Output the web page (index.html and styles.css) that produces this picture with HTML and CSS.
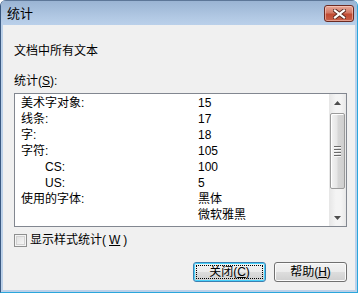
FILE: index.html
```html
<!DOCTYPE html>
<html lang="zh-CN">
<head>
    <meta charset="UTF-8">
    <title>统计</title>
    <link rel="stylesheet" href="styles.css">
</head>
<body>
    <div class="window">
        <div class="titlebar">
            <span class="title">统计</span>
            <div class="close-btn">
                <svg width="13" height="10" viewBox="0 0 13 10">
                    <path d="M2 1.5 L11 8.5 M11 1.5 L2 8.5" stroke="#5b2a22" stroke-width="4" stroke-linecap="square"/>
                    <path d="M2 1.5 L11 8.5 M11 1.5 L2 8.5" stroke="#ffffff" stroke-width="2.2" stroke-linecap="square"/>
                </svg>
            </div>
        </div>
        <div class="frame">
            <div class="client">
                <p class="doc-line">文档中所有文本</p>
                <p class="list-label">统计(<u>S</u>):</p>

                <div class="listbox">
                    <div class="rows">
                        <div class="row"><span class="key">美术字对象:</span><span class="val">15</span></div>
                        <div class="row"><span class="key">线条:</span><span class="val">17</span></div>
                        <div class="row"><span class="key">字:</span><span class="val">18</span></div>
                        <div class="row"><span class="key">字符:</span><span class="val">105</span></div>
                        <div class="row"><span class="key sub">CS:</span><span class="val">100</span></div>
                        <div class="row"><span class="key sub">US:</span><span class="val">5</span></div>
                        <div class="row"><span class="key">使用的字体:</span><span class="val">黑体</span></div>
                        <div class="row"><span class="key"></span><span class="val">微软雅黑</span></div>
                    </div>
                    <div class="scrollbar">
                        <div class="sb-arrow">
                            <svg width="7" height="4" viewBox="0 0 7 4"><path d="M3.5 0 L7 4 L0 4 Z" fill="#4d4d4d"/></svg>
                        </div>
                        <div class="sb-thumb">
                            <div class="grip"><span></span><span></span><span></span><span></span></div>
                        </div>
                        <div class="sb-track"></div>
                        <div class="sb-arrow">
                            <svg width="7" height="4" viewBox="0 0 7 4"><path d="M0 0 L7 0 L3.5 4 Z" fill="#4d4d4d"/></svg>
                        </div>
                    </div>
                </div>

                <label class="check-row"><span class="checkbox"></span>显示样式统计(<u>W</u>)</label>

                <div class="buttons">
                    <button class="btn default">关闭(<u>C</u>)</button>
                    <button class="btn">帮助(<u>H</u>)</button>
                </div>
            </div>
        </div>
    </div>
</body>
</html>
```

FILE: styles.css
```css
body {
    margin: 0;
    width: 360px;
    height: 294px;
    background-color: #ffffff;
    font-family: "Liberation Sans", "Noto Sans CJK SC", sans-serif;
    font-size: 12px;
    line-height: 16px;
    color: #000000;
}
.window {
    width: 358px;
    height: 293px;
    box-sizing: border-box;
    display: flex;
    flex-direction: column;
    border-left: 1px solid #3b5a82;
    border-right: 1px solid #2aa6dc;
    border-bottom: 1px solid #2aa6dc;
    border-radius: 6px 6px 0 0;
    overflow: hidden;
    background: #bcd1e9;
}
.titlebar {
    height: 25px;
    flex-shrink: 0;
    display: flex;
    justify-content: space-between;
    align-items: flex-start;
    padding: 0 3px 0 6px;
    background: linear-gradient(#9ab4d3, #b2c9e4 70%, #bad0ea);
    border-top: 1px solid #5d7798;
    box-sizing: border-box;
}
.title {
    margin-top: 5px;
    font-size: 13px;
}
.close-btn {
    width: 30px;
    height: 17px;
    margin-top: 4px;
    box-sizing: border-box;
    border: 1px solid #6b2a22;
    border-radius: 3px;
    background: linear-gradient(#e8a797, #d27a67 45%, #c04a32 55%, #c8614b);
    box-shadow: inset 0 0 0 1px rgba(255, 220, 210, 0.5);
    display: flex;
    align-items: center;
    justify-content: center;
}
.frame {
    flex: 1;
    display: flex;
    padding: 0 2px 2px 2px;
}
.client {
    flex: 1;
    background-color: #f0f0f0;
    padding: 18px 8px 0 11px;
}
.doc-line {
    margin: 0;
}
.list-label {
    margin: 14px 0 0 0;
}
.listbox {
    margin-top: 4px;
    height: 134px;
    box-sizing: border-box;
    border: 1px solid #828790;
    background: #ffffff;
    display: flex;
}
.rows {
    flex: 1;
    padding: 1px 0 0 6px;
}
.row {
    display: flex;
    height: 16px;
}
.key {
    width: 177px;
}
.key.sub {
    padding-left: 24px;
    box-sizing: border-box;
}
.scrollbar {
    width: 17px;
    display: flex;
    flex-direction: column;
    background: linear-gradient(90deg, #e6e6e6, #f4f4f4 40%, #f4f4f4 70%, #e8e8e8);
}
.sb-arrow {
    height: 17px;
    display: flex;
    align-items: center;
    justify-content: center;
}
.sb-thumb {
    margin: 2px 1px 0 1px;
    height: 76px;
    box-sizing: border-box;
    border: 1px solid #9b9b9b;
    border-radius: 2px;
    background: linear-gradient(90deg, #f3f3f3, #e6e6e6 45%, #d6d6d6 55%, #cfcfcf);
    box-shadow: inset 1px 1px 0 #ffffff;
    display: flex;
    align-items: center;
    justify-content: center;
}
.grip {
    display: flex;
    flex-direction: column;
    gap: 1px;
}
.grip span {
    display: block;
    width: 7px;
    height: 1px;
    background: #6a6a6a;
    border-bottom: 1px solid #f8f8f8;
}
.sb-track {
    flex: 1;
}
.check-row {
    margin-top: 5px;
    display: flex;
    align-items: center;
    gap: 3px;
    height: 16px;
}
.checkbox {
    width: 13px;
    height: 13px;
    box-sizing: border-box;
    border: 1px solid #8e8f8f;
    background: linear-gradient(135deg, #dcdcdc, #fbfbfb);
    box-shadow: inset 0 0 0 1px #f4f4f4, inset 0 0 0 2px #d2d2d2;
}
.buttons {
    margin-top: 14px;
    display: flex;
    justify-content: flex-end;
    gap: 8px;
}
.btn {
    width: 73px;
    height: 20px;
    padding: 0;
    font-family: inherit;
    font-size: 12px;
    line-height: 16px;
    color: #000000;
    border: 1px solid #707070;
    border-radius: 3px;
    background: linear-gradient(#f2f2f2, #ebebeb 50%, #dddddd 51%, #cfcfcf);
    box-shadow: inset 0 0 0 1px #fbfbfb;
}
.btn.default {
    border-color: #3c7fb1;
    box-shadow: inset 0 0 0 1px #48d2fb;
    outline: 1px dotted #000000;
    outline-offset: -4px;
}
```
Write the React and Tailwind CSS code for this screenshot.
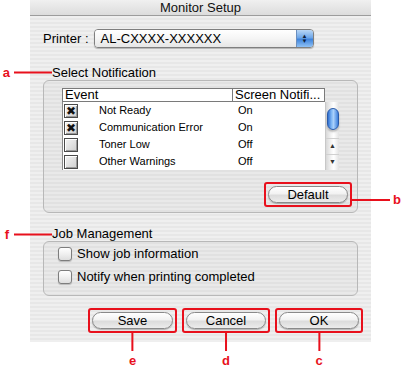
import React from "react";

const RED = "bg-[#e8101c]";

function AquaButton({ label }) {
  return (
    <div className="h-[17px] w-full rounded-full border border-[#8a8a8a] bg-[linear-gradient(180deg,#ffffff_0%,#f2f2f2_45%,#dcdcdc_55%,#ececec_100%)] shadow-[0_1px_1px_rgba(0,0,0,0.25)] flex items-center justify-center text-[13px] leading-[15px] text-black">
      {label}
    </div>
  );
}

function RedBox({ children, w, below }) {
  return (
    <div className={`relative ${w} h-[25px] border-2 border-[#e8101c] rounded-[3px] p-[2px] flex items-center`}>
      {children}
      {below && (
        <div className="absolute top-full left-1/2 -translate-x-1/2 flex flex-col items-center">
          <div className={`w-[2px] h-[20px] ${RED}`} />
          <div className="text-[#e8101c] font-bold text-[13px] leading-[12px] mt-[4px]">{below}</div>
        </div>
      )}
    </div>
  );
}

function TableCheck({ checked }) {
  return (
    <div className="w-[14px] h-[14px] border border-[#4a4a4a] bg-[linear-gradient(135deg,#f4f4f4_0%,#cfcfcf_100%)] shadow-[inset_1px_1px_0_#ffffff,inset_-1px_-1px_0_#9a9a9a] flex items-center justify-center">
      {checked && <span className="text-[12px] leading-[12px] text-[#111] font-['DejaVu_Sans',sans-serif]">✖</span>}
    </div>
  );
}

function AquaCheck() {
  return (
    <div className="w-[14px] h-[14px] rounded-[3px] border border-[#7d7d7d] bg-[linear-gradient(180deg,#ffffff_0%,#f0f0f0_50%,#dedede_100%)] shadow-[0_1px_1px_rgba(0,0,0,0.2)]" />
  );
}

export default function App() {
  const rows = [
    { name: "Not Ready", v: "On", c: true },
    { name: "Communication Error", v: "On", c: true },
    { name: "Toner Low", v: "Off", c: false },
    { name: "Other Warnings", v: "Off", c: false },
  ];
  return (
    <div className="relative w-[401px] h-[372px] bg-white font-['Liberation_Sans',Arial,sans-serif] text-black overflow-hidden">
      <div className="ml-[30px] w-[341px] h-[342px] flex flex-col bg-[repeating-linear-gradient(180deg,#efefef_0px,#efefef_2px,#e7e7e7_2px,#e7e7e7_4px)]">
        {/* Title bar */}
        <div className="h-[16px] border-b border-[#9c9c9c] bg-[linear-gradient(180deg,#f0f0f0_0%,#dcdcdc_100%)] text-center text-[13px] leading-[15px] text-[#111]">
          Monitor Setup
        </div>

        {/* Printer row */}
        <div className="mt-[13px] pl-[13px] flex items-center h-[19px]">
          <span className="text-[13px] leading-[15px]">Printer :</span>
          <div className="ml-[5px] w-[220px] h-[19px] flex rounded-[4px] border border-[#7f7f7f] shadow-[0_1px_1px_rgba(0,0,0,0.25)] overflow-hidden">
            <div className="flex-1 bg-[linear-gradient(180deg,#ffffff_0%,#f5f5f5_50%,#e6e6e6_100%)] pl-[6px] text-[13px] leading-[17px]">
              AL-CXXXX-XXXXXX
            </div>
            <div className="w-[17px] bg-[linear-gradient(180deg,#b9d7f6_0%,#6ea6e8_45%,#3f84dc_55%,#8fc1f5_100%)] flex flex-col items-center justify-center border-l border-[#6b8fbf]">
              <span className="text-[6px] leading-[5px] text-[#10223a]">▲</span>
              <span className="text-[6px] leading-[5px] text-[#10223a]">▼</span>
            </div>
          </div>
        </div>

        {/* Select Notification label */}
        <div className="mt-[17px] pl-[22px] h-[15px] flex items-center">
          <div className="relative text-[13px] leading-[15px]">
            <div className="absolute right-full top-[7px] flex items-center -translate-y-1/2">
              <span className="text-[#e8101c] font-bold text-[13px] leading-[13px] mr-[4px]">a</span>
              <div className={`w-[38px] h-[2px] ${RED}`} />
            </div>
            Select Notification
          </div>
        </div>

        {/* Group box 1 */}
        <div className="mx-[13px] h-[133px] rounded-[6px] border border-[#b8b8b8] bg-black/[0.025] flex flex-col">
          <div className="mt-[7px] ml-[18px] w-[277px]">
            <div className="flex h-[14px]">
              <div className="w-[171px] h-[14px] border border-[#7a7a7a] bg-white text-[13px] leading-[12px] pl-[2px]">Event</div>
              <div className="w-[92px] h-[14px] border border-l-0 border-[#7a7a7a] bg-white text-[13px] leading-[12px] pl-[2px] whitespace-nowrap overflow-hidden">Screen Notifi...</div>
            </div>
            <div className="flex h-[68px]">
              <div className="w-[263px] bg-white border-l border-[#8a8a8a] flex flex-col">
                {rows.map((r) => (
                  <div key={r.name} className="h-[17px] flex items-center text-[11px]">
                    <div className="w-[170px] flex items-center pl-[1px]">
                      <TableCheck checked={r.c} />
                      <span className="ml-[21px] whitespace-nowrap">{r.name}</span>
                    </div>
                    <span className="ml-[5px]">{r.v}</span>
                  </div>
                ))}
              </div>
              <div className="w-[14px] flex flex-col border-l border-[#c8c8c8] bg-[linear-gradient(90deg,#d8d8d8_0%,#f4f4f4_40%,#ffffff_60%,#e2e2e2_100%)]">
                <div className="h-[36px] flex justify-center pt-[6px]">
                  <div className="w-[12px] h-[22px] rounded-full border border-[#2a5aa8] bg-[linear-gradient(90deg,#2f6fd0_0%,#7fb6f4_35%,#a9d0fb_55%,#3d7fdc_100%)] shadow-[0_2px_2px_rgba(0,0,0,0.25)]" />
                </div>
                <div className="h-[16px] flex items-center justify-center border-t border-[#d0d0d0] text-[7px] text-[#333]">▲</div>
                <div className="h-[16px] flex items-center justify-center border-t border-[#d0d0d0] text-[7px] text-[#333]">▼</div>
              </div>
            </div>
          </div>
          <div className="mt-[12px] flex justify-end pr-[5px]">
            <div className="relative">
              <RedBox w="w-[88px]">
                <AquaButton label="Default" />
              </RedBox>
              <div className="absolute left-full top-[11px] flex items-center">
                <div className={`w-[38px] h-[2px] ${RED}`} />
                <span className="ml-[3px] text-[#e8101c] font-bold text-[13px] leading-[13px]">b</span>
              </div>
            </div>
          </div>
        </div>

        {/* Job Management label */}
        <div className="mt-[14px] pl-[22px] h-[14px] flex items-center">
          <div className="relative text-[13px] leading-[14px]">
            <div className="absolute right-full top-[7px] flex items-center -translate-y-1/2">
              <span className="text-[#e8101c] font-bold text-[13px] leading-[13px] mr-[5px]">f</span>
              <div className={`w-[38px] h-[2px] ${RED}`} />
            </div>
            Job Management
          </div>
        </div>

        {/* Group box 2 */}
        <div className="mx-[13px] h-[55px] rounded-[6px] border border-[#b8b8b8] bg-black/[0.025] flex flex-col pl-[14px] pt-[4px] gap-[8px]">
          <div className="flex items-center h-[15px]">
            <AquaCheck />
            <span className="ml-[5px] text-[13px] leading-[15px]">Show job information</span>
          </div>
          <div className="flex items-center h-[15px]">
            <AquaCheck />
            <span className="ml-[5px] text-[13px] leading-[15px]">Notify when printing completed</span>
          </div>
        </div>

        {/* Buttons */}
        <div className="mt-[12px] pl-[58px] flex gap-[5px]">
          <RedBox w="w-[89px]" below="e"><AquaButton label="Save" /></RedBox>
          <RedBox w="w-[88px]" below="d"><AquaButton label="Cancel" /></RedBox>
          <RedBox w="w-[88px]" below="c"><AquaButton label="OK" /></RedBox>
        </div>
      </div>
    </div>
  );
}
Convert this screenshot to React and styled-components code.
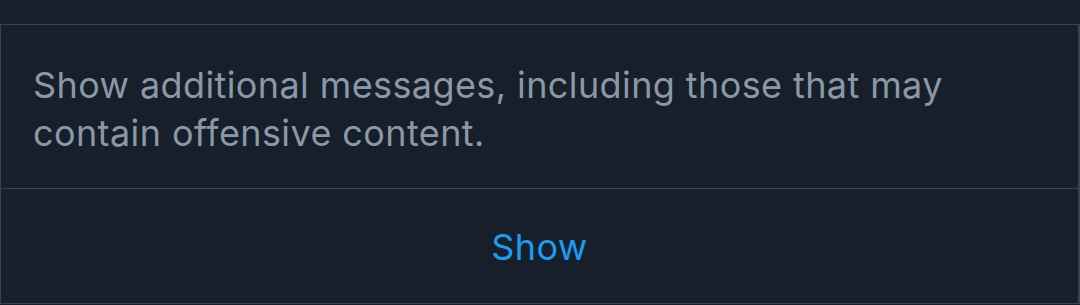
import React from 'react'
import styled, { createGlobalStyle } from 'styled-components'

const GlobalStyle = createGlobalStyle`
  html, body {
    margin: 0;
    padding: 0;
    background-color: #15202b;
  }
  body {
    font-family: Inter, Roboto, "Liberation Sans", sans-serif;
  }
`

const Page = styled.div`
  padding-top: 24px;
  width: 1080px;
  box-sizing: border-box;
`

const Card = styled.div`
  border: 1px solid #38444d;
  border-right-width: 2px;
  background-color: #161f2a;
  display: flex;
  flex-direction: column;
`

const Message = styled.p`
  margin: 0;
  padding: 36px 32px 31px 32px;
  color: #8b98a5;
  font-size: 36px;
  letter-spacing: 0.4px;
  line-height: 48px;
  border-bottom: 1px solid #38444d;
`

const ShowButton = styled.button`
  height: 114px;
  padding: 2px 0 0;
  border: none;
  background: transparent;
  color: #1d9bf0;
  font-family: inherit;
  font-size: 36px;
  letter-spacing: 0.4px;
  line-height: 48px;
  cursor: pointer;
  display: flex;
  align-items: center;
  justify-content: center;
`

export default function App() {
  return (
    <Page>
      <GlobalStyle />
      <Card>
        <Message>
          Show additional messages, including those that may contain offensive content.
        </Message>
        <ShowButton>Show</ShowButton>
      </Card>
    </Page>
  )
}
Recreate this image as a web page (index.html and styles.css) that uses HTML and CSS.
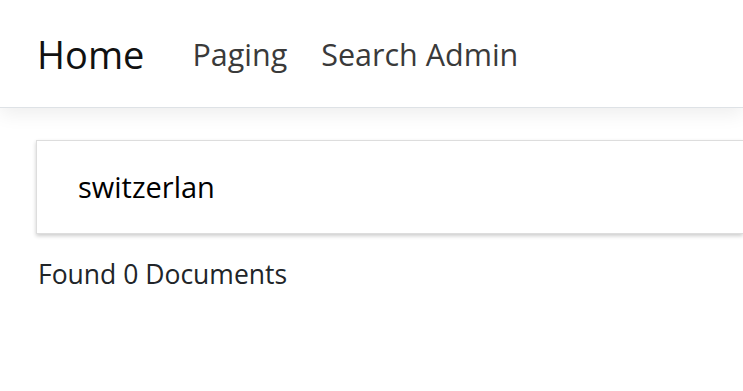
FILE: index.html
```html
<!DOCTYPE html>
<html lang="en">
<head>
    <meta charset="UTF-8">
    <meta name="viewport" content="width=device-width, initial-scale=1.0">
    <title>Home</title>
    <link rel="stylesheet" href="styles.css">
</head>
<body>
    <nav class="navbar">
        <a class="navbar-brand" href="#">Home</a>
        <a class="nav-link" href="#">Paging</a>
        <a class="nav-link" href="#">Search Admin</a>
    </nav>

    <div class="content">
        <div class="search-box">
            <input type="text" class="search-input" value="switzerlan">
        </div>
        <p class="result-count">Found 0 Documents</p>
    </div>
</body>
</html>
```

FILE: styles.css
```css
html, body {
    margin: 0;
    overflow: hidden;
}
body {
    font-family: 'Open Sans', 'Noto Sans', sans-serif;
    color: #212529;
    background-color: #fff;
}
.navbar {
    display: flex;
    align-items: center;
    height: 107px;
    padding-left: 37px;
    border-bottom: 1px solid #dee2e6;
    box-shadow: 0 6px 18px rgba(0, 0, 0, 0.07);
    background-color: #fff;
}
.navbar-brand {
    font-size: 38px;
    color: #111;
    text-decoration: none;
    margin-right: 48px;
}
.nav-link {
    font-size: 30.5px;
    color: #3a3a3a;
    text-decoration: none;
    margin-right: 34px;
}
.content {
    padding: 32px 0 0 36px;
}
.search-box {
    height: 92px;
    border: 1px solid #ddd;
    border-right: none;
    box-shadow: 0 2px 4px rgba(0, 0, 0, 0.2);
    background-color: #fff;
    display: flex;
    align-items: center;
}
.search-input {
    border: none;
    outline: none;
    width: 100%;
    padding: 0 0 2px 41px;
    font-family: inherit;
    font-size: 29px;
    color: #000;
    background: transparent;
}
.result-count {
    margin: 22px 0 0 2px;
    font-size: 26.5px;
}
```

**Written task**
Copy out all lines where the word "code" appears.

**Written response**
Write the React and Tailwind CSS code for this screenshot.
Convert this screenshot to React and styled-components code.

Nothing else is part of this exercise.